RECORDED INFORMATION ::
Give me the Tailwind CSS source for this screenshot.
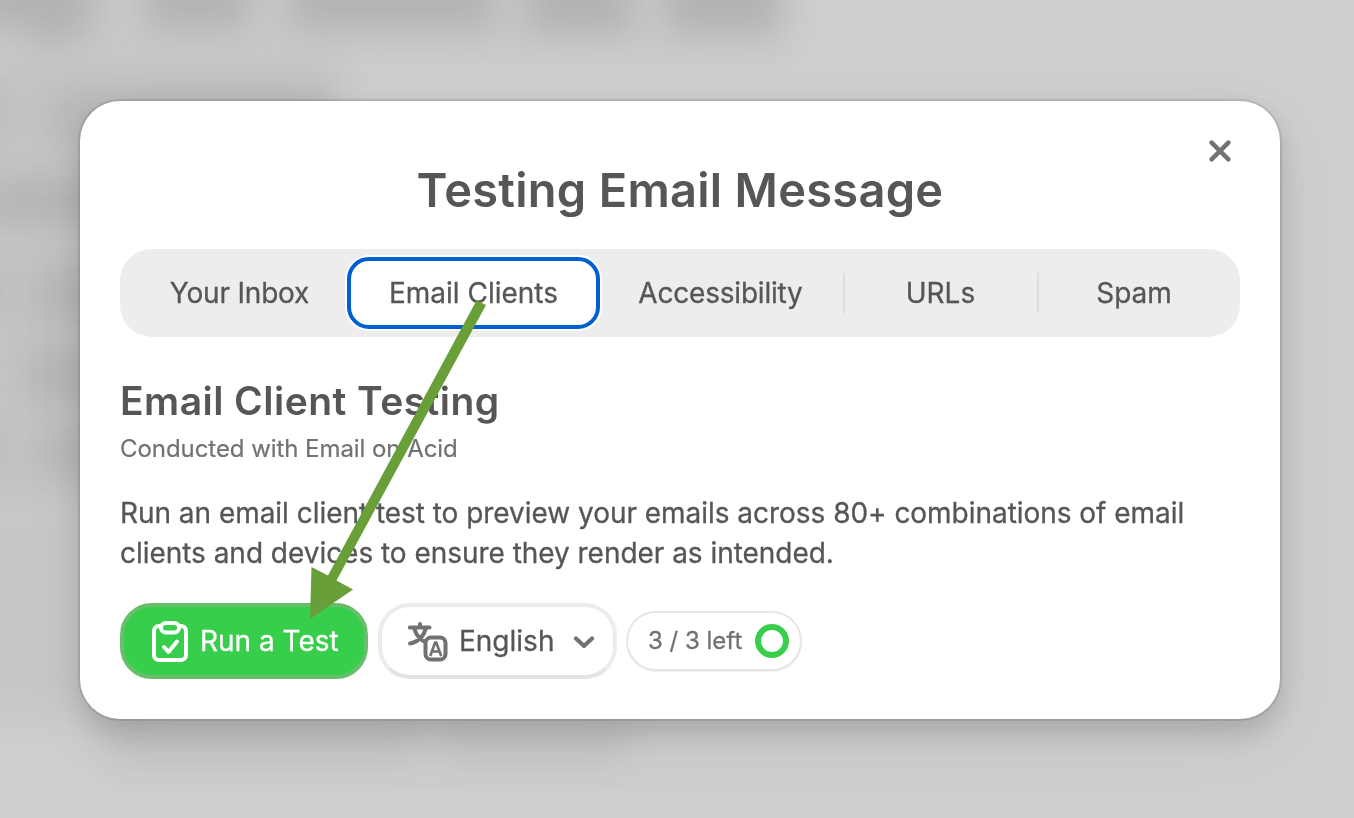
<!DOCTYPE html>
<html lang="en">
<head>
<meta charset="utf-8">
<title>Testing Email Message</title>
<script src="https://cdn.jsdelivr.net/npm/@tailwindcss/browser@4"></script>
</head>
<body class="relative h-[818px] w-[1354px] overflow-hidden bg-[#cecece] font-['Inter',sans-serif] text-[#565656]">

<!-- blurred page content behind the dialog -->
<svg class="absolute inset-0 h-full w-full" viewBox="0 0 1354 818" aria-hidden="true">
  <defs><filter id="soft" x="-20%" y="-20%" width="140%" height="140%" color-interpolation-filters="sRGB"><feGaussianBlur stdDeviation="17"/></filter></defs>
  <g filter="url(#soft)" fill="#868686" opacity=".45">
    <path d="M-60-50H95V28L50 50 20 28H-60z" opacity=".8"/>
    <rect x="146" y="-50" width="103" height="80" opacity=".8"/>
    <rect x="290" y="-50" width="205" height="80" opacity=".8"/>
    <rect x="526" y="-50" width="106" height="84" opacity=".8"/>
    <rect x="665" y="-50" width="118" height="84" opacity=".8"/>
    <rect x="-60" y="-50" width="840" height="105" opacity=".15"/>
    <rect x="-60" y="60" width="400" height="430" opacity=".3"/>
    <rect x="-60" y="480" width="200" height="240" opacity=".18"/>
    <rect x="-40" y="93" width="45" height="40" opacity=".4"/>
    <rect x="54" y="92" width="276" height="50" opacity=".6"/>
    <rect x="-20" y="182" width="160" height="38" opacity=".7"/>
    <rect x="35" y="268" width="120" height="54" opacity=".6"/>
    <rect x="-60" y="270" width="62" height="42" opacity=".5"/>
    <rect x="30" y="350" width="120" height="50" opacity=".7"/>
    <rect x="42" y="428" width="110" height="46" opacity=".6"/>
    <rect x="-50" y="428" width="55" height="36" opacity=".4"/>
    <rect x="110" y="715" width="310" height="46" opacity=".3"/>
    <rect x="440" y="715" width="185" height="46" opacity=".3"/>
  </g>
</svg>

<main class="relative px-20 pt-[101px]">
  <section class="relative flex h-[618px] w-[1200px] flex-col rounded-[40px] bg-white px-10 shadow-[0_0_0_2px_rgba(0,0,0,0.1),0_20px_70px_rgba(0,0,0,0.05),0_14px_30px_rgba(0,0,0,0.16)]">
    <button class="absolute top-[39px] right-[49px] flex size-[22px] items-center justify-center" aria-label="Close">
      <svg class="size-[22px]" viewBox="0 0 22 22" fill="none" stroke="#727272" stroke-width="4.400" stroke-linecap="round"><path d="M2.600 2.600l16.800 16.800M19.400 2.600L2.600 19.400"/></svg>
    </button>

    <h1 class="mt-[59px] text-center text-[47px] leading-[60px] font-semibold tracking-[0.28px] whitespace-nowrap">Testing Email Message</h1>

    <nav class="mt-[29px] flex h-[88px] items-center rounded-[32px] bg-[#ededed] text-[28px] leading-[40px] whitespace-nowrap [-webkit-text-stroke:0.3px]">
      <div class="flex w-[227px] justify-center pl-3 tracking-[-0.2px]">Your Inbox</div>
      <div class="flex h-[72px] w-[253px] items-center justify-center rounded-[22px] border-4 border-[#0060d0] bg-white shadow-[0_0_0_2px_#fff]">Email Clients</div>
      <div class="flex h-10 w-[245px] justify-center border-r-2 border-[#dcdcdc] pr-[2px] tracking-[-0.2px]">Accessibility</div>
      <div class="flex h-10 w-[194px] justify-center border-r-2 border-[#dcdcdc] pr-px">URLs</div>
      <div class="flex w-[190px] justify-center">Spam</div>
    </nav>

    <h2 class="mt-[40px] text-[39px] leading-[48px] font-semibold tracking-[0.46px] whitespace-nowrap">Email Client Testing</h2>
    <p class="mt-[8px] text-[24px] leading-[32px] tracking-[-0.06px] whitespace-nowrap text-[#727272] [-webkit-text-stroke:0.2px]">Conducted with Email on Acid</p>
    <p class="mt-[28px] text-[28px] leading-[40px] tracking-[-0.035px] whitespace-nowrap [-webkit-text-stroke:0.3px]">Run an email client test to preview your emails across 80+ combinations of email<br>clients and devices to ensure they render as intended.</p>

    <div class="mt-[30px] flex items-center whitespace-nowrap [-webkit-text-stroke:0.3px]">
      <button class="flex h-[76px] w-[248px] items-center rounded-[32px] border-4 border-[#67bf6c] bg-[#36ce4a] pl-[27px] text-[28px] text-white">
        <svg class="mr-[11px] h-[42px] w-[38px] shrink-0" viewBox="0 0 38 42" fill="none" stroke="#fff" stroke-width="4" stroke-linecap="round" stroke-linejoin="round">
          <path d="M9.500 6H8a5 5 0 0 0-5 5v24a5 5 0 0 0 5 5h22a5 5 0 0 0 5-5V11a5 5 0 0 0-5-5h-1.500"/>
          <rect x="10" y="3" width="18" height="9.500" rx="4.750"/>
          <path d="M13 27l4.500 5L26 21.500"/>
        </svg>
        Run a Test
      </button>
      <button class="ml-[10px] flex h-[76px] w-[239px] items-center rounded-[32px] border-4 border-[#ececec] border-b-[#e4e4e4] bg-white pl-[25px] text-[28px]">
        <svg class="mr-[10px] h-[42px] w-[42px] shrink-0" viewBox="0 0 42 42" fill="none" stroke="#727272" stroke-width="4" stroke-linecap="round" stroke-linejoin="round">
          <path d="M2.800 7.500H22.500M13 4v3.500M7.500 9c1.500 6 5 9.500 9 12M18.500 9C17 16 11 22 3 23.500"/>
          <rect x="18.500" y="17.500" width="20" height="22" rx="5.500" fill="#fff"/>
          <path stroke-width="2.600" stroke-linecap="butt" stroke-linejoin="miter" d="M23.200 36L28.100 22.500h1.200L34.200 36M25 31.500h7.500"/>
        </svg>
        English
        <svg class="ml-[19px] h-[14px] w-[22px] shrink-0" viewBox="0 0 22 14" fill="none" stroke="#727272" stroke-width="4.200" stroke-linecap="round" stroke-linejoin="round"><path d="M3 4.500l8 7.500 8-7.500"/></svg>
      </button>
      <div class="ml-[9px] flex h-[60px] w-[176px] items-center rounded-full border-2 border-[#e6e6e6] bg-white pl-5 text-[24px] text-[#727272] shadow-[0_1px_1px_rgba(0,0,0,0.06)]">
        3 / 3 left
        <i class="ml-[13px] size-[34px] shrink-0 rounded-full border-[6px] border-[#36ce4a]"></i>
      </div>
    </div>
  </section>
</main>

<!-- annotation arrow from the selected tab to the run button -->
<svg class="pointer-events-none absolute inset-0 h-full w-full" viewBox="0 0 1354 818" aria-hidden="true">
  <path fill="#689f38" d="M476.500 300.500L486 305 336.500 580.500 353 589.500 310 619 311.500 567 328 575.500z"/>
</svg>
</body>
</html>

TASK STATEMENT :: The lines from the start of the data through the line that contains "h-[818px] w-[1354px] overflow-hidden" are to be returned exactly, please, with both ends included and every picture left out.

THE REPLY ::
Give me the Tailwind CSS source for this screenshot.
<!DOCTYPE html>
<html lang="en">
<head>
<meta charset="utf-8">
<title>Testing Email Message</title>
<script src="https://cdn.jsdelivr.net/npm/@tailwindcss/browser@4"></script>
</head>
<body class="relative h-[818px] w-[1354px] overflow-hidden bg-[#cecece] font-['Inter',sans-serif] text-[#565656]">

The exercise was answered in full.